I dont see why we have to assume the poles revolve around a star (their sun) the way it does on Earth. Poles doesnt necessarily mean its cold or frozen.

Rashkavar said...

One thing about the whole climate challenge. Have a look at our climate models for +5 degrees average world temperature and the like. A lot of what we assume to be standard - how climate should work in general - is based on prevailing conditions. Europe is only as warm as it is because the Gulf Stream is pulling heat up from the Caribbean, for instance. And the hurricane alley into the Gulf of Mexico is largely due to the Sahara's vast expanse of no windbreaks (you can pretty much draw a straight line from India to the Gulf without hitting a mountain worthy of the name). From what little I know about those climate forecasts, they seem to be varied enough that they're only marginally better than a series of educated guesses.

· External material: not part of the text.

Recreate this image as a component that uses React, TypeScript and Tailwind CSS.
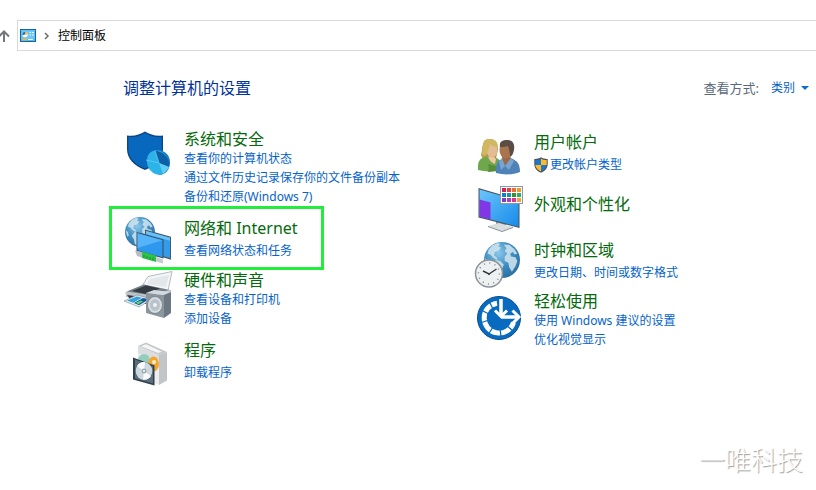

And this is with a relatively marginal, slow increase in world temperature. The Malazan world has a history of ice mage demigods spawning ice fields comparable to Greenland when they catch a whiff of undead army attempting genocide (seems reasonable put that way), and on at least one occasion, because a friend asked them to turn a continent into a museum (because Mael has a strange fetish for preserving stuff) This may be somewhat exaggerated for comic effect, but the point is - ice wizards who can create vast glaciers on a whim make for interesting (buggered) climates.

Ssprse said...

There is also no reason to believe the the equator runs through the center of this map from left to right. You could conceivably have an "arctic" pole region in say Korel, and have the equator run in a diagonal from seven cities (desert) to Kolanse (more desert).